The Bureau recommends the elimination of the efficiencies defence which provides for the weighing of pro-competitive merger efficiencies against possible or likely competitive harm from increased concentration. The Competition Act efficiencies defence recognizes Canada’s large geography, relatively small population and the need for Canadian businesses to compete effectively in the broader global market. In its submission, the Bureau has argued that the efficiencies defence is too difficult or expensive to analyze and implement when contesting a merger.
The Bureau currently has one year after closing to challenge a completed merger. The Bureau has recommended that its window to challenge mergers be extended to three years to have more time to evaluate the competitive effects of a merger and consider a post-closing challenge. For buyers, an extended limitation period will reduce regulatory certainty, especially for those transactions that have not received explicit approval from the Bureau.
The Bureau is also proposing a new standard for reviewing acquisitions by dominant firms of nascent, potential future competitors (also known as “killer acquisitions”). Although the Bureau’s proposal is somewhat unclear, it likely entails lowering the intervention threshold for start-up companies such that the mere possibility of a nascent firms someday competing with dominant firms would be sufficient for the Commissioner to order remedies or block the merger. Currently, the Bureau must identify and establish “concrete market opportunities” that would likely be available to a nascent competitor allowing the competitor to expand quickly and affect competition in the relevant market.

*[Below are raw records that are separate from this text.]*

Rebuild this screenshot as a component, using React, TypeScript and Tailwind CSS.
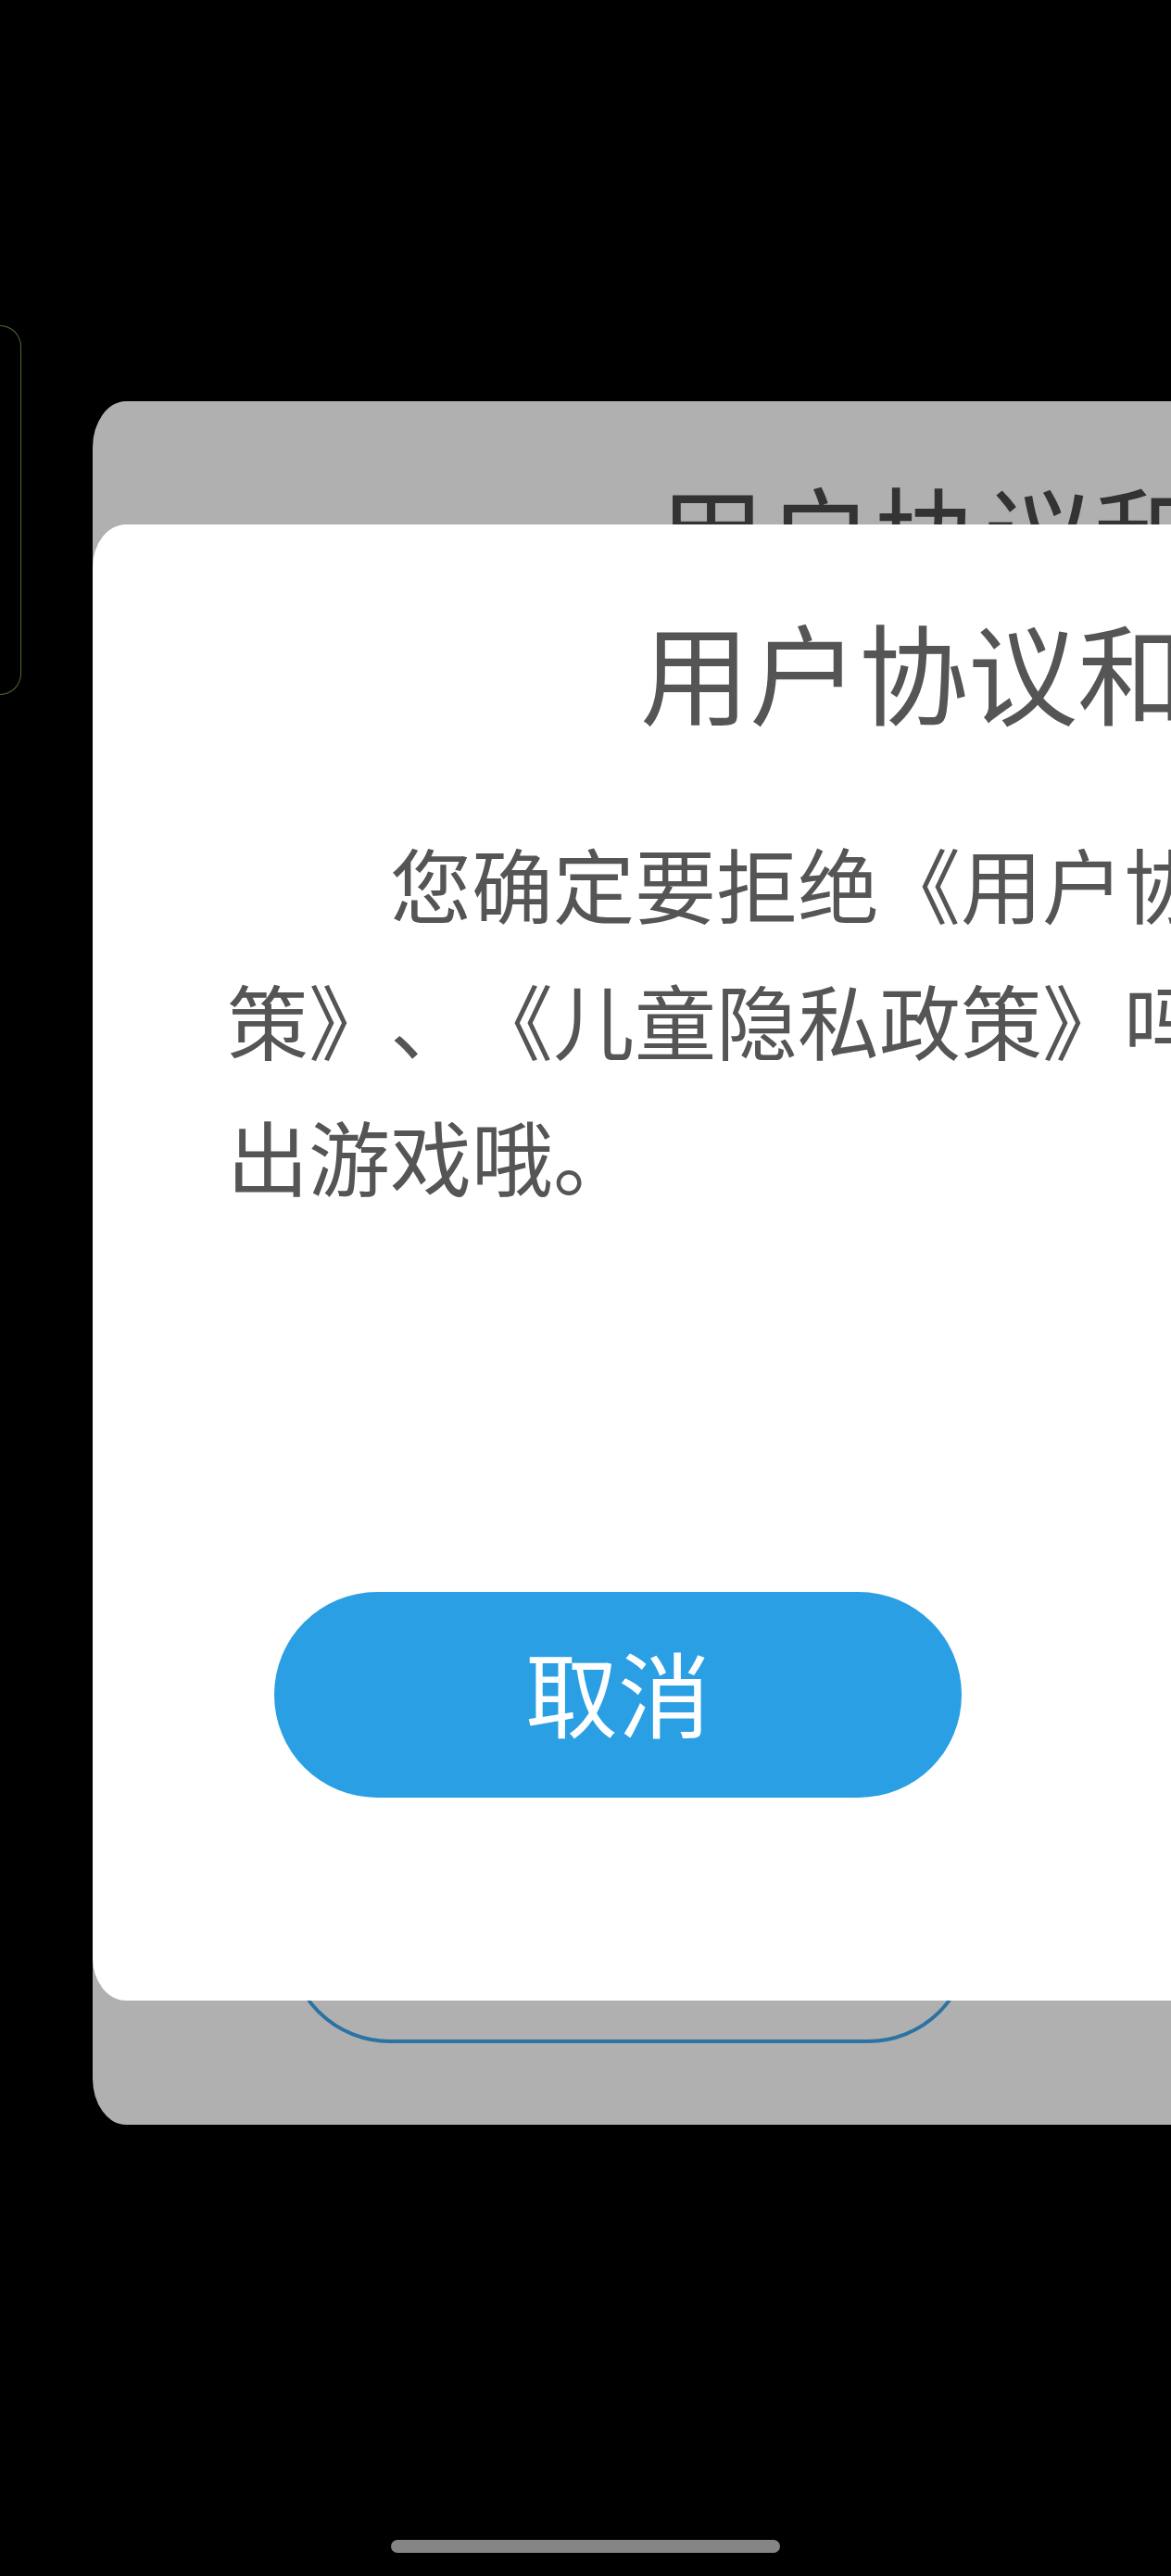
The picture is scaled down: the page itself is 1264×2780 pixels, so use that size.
const cjk = "font-['Noto_Sans_CJK_SC','Noto_Sans',sans-serif] [text-spacing-trim:space-all]";

export default function App() {
  return (
    <div className={`relative flex h-[2780px] w-[1264px] flex-col overflow-hidden bg-black ${cjk}`}>
      <div className="flex min-h-0 flex-1 items-start">
        {/* neighbouring card peeking in from the left */}
        <div className="mt-[351px] h-[399px] w-[23px] shrink-0 rounded-r-[24px] border border-l-0 border-[#507030]" />

        {/* dimmed dialog behind */}
        <div className="relative ml-[77px] mt-[433px] flex h-[1860px] w-[2244px] shrink-0 flex-col overflow-hidden rounded-[36px/50px] bg-[#b0b0b0]">
          <div className="pl-[34px] pt-[72px] text-center text-[118px] leading-[140px] text-[#333333]">
            用户协议和隐私政策
          </div>
          <div className="ml-[210px] mt-auto mb-[88px] h-[272px] w-[738px] rounded-[111px] border-[4px] border-[#2a73a3]" />

          {/* front dialog */}
          <div className="absolute inset-x-0 top-[133px] flex h-[1593px] flex-col rounded-[36px/46px] bg-white">
            <div className="pt-[87px] text-center text-[118px] leading-[140px] text-[#555555]">
              用户协议和隐私政策
            </div>
            <div className="whitespace-nowrap pl-[145px] pt-[85px] text-[88px] leading-[147px] text-[#555555]">
              <div className="pl-[176px]">您确定要拒绝《用户协议》、《隐私政</div>
              <div>策》、《儿童隐私政策》吗？拒绝后将无法进入</div>
              <div>出游戏哦。</div>
            </div>
            <div className="ml-[196px] mt-auto mb-[219px] flex h-[222px] w-[742px] items-center justify-center rounded-[111px] bg-[#2a9fe3] pb-[8px] text-[100px] text-white">
              取消
            </div>
          </div>
        </div>
      </div>

      {/* home indicator */}
      <div className="mb-[25px] h-[14px] w-[420px] self-center rounded-full bg-[#858585]" />
    </div>
  );
}
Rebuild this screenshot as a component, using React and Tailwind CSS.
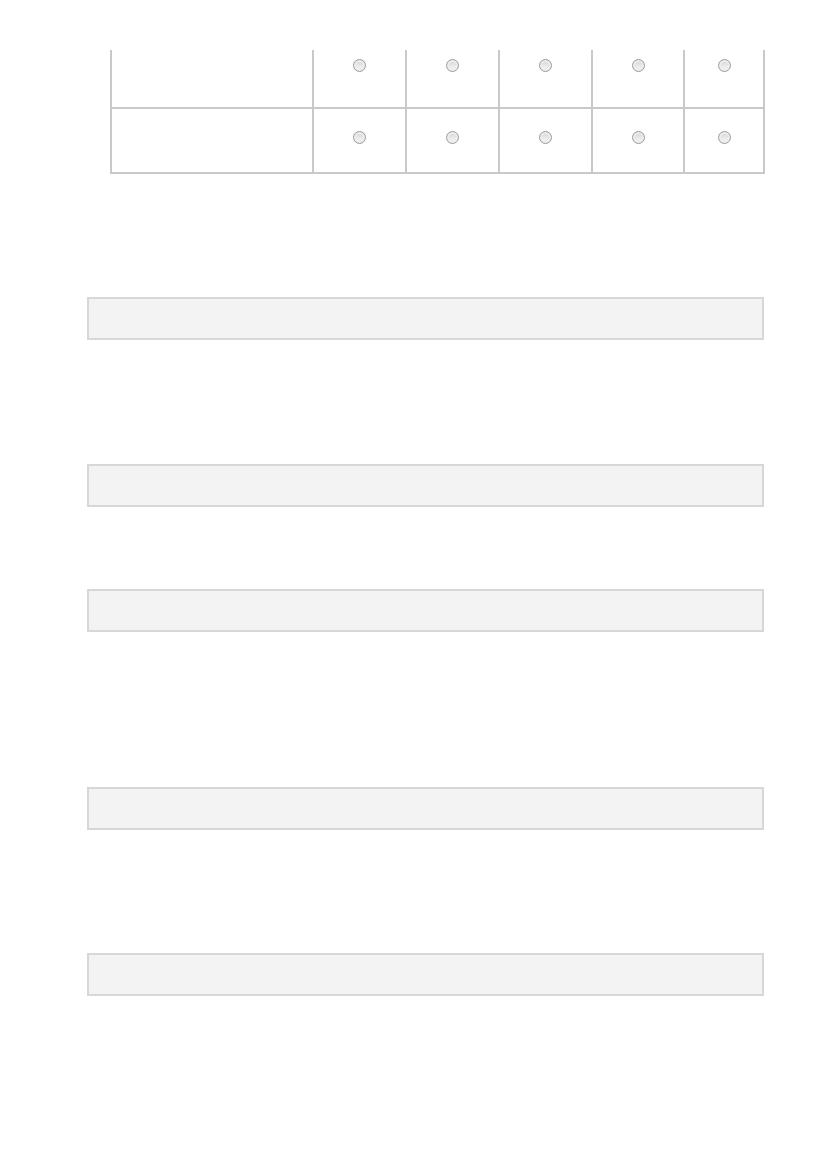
import React from "react";

const widths = ["w-[202px]", "w-[93px]", "w-[93px]", "w-[93px]", "w-[92px]", "w-[82px]"];

function Radio() {
  return (
    <span className="block w-[13px] h-[13px] rounded-full border border-[#9c9c9c] bg-linear-to-b from-[#d4d4d4] to-[#fafafa] shadow-[inset_0_0_0_2px_#ececec]" />
  );
}

function Row({ height, pad }) {
  return (
    <div className={`flex border-b-2 border-[#c9c9c9] ${height}`}>
      {widths.map((w, i) => (
        <div
          key={i}
          className={`${w} border-l-2 border-[#c9c9c9] ${i === widths.length - 1 ? "border-r-2" : ""} flex justify-center ${pad}`}
        >
          {i > 0 && <Radio />}
        </div>
      ))}
    </div>
  );
}

function Field({ mt }) {
  return <div className={`${mt} ml-[87px] w-[677px] h-[43px] border-2 border-[#d7d7d7] bg-[#f3f3f3]`} />;
}

export default function App() {
  return (
    <main className="w-[827px] h-[1169px] bg-white font-['Liberation_Sans',sans-serif] overflow-hidden">
      <div className="pt-[50px] ml-[110px] w-[655px]">
        <Row height="h-[59px]" pad="pt-[9px]" />
        <Row height="h-[65px]" pad="pt-[22px]" />
      </div>
      <Field mt="mt-[123px]" />
      <Field mt="mt-[124px]" />
      <Field mt="mt-[82px]" />
      <Field mt="mt-[155px]" />
      <Field mt="mt-[123px]" />
    </main>
  );
}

Regarding injunctions, the Bureau’s recommended approach is an acknowledgment that it has recently struggled to provide enough evidence in the statutory time period to satisfy the legal standards for receiving an injunction. The Bureau’s proposal would likely involve either an increase in the statutory waiting period before parties are legally entitled to close or a more relaxed injunction standard that is easier for the Bureau to meet.
In addition, the Bureau has also called for a number of other amendments to the Competition Act or to its judicial interpretation. Specifically, the Bureau has requested a new anti-avoidance provision to prevent parties from structuring a transaction to avoid notification. Further, the Bureau requested a new standard for remedies to anti-competitive mergers that would allow it to eliminate all anti-competitive effects. The current standard only permits the Commissioner to impose the least intrusive remedy that restores competition substantially to where it was prior to the merger.
In combination, the Minister’s announcement and Bureau statement suggest that merger notification and review under the Competition Act may undergo substantial change. Several of the Bureau’s recommendations, including the reversing of burdens and lowering injunction standards, raise serious new questions about procedural and substantive fairness for merger reviews. Overall, the recommendations reflect an enforcer’s desire to expand and ease enforcement standards. It is hoped, that if amendments to the Competition Act are to be made, they only be undertaken after broad and balanced consultations with all relevant stakeholders, including with businesses and consumers.